Extract each line bearing the word "this".
[Start]
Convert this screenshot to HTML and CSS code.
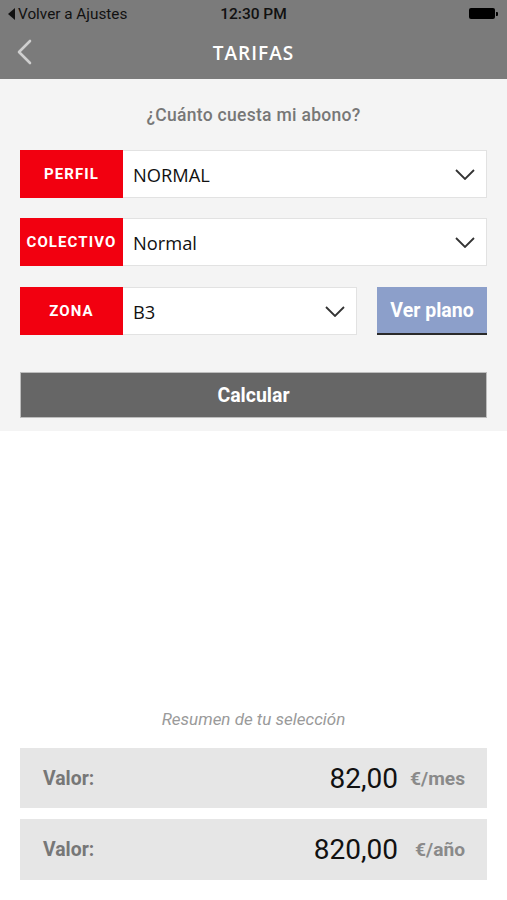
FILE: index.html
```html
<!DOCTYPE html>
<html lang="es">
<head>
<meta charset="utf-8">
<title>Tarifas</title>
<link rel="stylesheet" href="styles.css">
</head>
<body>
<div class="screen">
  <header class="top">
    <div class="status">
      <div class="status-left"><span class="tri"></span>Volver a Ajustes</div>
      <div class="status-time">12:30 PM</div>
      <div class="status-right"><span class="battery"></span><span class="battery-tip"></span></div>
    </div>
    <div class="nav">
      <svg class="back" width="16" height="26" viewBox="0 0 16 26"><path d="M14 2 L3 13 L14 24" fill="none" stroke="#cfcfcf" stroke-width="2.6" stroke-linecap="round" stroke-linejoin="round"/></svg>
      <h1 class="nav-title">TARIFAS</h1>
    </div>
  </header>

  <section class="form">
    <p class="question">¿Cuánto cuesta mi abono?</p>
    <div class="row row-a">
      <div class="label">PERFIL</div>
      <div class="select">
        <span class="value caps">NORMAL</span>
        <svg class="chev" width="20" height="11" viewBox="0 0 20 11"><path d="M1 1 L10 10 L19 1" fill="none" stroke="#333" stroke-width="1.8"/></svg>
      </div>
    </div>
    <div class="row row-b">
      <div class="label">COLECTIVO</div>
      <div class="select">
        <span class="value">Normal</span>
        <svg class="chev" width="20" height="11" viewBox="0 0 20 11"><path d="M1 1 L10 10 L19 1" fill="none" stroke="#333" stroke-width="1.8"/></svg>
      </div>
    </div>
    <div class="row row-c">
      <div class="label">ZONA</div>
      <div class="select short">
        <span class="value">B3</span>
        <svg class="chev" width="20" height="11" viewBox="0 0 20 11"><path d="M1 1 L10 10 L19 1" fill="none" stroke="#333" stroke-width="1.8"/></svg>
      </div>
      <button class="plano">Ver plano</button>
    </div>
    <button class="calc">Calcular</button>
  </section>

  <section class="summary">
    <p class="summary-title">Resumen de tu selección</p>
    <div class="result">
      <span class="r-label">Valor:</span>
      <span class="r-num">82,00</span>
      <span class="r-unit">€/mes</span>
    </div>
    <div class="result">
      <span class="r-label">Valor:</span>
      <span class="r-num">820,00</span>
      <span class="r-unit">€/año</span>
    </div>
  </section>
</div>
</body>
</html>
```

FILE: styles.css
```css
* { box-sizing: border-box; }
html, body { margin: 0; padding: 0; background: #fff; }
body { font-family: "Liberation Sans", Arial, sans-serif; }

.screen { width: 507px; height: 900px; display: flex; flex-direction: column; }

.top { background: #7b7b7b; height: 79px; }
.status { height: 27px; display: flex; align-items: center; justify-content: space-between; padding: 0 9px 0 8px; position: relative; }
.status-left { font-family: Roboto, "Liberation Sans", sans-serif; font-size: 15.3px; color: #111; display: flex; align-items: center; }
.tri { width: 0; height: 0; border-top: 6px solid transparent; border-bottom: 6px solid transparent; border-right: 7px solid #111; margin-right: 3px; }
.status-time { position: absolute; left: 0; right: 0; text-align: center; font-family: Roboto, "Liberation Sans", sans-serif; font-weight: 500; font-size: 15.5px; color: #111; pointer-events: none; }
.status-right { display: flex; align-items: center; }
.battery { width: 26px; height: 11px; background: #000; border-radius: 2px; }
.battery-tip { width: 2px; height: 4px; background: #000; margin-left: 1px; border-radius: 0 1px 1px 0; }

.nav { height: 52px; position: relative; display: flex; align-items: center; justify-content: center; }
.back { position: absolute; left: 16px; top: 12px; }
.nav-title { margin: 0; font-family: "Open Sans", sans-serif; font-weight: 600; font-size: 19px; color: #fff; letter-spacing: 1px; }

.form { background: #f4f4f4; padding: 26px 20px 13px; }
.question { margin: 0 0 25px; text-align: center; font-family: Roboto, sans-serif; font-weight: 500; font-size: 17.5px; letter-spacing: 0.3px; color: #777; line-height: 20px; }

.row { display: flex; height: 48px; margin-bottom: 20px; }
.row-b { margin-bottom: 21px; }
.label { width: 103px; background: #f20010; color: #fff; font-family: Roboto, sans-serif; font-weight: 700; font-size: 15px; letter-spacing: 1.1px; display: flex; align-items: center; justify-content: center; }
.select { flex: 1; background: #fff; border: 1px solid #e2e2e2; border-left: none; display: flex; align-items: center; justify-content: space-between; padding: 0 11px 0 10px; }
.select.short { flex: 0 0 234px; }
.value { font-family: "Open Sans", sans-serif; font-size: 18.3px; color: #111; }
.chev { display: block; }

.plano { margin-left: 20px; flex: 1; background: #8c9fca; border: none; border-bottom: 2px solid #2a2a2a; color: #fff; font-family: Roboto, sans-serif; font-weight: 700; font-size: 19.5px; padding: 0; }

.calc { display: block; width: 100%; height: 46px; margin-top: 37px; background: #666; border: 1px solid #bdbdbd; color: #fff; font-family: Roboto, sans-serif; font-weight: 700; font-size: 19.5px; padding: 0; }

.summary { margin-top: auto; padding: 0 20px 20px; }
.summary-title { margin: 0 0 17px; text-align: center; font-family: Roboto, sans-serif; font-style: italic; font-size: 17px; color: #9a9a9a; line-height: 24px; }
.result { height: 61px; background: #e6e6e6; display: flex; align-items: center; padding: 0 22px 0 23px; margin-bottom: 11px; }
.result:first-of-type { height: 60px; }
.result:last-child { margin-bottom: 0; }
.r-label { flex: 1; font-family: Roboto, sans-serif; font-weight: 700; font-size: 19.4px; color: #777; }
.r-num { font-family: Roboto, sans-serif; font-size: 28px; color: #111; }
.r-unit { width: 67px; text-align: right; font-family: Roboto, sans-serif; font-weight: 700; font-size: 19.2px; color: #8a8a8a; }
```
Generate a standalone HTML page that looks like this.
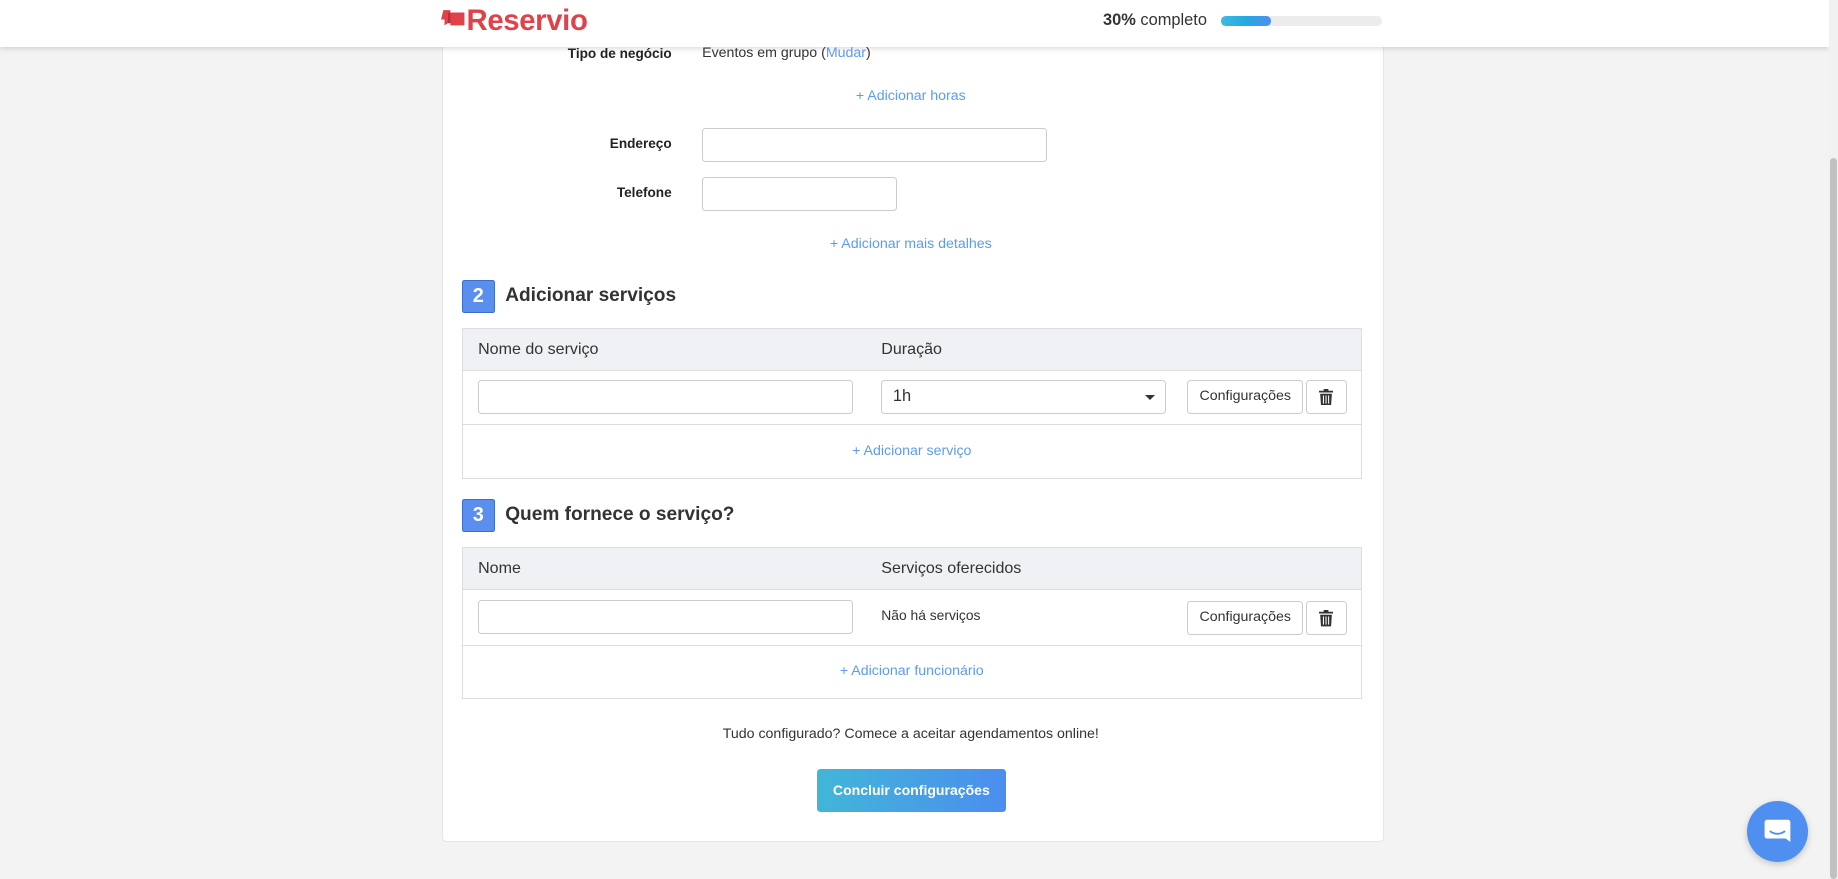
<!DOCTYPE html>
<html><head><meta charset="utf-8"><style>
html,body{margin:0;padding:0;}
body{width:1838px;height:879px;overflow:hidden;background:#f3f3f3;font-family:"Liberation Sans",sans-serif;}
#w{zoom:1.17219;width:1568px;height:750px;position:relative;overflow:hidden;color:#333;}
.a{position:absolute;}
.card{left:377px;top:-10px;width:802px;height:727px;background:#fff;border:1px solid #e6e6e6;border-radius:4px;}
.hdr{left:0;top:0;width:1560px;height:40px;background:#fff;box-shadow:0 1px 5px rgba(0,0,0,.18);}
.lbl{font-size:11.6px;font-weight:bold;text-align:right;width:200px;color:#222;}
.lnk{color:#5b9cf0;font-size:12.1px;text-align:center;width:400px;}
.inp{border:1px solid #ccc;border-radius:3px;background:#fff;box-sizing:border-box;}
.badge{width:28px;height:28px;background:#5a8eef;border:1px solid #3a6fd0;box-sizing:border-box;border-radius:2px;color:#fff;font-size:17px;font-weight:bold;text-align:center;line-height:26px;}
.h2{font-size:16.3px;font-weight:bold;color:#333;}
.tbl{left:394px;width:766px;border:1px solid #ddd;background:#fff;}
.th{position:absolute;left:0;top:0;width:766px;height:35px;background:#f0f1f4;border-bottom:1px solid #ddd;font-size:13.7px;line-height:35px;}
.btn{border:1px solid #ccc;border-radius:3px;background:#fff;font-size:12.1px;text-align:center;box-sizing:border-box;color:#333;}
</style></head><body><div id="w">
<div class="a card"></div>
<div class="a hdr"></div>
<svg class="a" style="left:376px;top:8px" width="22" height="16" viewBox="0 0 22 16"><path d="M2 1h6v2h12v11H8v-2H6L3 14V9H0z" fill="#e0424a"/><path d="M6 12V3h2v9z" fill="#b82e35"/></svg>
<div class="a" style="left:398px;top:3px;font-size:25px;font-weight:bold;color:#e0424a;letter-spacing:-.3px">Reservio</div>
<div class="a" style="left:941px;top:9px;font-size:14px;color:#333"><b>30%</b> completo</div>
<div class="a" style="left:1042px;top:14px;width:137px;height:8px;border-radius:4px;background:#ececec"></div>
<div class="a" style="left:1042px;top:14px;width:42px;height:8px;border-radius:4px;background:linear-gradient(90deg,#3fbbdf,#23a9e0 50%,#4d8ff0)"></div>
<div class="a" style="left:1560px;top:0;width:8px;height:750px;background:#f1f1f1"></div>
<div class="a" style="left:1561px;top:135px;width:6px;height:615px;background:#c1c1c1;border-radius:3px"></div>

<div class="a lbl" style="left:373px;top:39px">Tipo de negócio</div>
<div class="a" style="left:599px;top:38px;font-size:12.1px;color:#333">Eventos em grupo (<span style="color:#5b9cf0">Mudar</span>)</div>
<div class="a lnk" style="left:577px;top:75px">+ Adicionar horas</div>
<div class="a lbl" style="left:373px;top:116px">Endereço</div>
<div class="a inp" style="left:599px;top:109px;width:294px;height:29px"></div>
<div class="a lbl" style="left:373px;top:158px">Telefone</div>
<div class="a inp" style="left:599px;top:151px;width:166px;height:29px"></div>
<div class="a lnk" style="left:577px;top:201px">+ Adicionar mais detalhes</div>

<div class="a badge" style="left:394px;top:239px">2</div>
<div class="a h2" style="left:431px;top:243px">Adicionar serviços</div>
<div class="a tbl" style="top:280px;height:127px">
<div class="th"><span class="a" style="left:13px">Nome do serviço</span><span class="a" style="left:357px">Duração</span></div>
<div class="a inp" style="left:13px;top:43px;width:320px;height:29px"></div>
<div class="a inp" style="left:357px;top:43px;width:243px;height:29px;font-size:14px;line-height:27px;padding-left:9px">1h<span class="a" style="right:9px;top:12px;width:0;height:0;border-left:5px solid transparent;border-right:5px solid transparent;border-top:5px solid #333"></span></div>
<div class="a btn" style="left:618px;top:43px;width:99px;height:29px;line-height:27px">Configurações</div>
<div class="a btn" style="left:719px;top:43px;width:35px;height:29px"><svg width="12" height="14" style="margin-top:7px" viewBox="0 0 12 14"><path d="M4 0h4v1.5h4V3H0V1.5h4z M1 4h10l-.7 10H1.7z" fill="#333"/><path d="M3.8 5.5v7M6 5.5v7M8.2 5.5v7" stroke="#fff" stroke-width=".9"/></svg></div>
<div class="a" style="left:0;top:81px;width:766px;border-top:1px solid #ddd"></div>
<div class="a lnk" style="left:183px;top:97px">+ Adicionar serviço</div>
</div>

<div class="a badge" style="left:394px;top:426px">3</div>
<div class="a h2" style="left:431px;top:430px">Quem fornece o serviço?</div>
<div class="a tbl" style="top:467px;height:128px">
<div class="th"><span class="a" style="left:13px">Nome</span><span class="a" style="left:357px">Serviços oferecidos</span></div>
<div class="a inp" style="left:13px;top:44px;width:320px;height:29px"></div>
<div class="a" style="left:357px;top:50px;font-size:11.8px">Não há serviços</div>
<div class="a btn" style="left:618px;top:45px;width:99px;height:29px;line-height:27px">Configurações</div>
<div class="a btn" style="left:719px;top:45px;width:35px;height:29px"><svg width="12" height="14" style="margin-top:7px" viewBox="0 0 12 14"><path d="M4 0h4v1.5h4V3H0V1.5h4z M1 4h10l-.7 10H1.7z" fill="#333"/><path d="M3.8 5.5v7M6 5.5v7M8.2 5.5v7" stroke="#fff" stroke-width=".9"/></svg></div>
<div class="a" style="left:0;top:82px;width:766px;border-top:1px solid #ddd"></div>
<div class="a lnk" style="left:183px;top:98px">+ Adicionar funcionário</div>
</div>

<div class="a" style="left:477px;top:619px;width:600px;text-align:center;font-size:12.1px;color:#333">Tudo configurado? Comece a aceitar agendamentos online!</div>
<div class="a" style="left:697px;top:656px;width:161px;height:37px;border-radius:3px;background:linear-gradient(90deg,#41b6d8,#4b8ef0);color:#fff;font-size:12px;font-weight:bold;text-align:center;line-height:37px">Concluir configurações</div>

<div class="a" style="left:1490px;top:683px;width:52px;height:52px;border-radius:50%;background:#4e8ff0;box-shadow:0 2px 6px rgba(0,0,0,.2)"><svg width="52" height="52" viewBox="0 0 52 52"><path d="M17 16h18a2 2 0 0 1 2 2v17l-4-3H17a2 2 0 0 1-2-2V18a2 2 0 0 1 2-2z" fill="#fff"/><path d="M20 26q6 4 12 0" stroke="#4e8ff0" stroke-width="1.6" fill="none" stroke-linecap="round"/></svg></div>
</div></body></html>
[End]
# EXERCISE RESULT
Convert this screenshot to HTML and CSS code.
Generate a standalone HTML page that looks like this.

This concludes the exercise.